Seafood and Shellfish Allergies by Daniel Jo
Americans love seafood. Shrimp, lobster, clams: it’s hard to imagine that people have to avoid it. A seafood allergy is a common food allergy that roughly effects 7 million Americans, accordingly to a nationwide survey. Did you know that along with fish, shellfish allergies are the most common adult-onset food allergy? Those afflicted with serious seafood allergies must use extreme caution. An allergic reaction to shellfish can cause life-threatening anaphylaxis which is a sudden, severe, potentially fatal reaction that results in low blood pressure and throat swelling, making it difficult to breathe.
There are two known proteins that cause seafood allergies, parvalbumins in fish and tropomyosins in shellfish. Symptoms of a shellfish allergy can take some time to set in, but most develop within minutes. Some symptoms include: itching, hives, swelling of the face, lips, tongue, tingling in the mouth and trouble breathing. Shellfish allergies differ from other food allergies because they’re unpredictable and can become more severe with each exposure.
There are often misconceptions about iodine allergies. Some believe that if you have seafood allergies, you are also allergic to iodine. Recent studies have found there is no relationship between iodine and seafood allergies. It is safe for those who have seafood allergies to have a CT scan or any other iodinated contrast media radiographic test done.
Though there is no known cure for a seafood allergy, here are some quick tips on how to avoid a reaction:
- Avoid foods such as shrimp, lobster, crab and other crustaceans
- Be aware that cross-contamination can happen, so you may want to avoid seafood altogether
- Doctors will most likely recommend you carry an epinephrine pen (EpiPen, Auvi-Q) for self-administration in case you accidentally ingest any. Epinephrine (adrenaline) is the first-line treatment for anaphylactic shock
- Read food labels. Companies are now required to disclose whether their food product contains shellfish. However, they aren’t required to disclose if the product has mollusks (oysters, scallops). Proceed with caution!
- Let people know you have an allergy. It’s more common nowadays that restaurants cater to ‘people suffering from allergies.’ If you’re out to dinner or simply at a grocery store, tell the waiter you have a seafood allergy and ask a customer service rep at the store to help locate some seafood-free foods
Seafood allergies are not to be taken lightly; it’s best to use caution than risk having a fatal reaction. Remember, an allergy to shellfish may develop any time during a person’s life and it can be caused by foods that you’ve eaten before. Listen to your body and know when to see a doctor.
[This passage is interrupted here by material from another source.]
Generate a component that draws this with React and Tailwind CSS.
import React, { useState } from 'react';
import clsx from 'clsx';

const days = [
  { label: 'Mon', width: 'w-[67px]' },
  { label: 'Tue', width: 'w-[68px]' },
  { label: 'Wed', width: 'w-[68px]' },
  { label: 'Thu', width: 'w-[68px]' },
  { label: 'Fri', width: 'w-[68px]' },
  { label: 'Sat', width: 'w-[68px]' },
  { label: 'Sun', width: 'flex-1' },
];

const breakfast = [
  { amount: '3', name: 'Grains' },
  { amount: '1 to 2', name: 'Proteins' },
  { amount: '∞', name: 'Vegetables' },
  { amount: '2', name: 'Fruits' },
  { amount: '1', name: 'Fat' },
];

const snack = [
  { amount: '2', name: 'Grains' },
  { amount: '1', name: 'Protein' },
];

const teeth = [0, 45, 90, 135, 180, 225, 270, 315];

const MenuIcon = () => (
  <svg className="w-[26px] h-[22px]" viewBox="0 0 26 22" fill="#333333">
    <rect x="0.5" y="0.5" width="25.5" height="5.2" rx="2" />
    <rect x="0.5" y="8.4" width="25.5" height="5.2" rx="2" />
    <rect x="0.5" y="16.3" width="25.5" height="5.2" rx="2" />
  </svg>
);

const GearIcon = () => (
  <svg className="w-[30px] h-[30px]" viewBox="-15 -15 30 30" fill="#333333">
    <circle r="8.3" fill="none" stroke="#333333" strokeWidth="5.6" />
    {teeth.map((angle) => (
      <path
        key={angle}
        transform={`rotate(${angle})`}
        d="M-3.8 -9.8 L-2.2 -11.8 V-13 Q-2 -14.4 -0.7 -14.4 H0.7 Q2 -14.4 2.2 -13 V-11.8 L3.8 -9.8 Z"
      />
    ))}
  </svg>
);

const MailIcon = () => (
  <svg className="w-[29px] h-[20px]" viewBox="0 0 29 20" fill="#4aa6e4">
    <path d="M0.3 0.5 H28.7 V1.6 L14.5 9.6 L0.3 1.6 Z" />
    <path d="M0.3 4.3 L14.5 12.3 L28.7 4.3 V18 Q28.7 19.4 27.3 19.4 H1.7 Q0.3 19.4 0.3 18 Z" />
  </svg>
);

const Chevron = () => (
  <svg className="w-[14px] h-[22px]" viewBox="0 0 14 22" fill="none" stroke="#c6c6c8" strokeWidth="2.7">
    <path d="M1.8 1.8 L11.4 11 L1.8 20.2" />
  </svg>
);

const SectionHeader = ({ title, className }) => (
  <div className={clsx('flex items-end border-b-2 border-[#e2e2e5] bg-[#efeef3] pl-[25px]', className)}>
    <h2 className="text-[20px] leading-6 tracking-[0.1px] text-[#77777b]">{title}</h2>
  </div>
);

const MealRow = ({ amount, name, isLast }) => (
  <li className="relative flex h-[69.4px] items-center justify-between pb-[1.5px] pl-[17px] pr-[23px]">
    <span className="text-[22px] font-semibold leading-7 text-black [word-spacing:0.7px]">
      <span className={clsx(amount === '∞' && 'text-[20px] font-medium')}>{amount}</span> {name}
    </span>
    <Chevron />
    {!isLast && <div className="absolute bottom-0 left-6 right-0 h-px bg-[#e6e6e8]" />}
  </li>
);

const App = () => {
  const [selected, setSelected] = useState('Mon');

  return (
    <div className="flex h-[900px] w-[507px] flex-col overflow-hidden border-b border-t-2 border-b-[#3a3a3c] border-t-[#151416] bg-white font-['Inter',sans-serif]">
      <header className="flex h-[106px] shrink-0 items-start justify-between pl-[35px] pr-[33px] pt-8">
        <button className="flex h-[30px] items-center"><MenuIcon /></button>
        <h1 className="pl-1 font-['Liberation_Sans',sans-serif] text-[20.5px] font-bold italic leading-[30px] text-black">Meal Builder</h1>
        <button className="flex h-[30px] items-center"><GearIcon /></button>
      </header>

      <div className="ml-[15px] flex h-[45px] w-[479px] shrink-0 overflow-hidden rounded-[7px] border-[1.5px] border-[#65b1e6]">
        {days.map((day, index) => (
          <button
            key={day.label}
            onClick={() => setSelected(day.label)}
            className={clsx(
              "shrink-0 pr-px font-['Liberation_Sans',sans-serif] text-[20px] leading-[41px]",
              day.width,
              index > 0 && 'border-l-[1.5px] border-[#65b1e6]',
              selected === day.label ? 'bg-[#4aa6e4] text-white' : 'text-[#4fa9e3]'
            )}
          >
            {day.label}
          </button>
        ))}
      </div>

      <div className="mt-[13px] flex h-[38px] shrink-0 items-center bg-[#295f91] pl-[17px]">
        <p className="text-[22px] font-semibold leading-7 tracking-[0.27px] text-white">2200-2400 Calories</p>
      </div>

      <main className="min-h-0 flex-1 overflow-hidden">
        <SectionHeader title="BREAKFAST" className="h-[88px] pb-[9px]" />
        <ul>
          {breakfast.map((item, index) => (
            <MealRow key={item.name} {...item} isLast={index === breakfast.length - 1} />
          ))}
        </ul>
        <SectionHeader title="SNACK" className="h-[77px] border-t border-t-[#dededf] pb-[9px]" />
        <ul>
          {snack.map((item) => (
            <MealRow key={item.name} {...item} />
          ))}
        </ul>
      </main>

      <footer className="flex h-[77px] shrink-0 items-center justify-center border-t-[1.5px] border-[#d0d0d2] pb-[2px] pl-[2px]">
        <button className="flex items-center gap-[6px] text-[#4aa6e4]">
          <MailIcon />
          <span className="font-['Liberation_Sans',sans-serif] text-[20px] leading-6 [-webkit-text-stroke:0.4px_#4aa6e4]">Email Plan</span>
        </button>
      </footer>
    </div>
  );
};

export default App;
The information provided is for general interest only and should not be misconstrued as a diagnosis, prognosis or treatment recommendation. This information does not in any way constitute the practice of medicine, or any other health care profession. Readers are directed to consult their health care provider regarding their specific health situation. Marque Medical is not liable for any action taken by a reader based upon this information.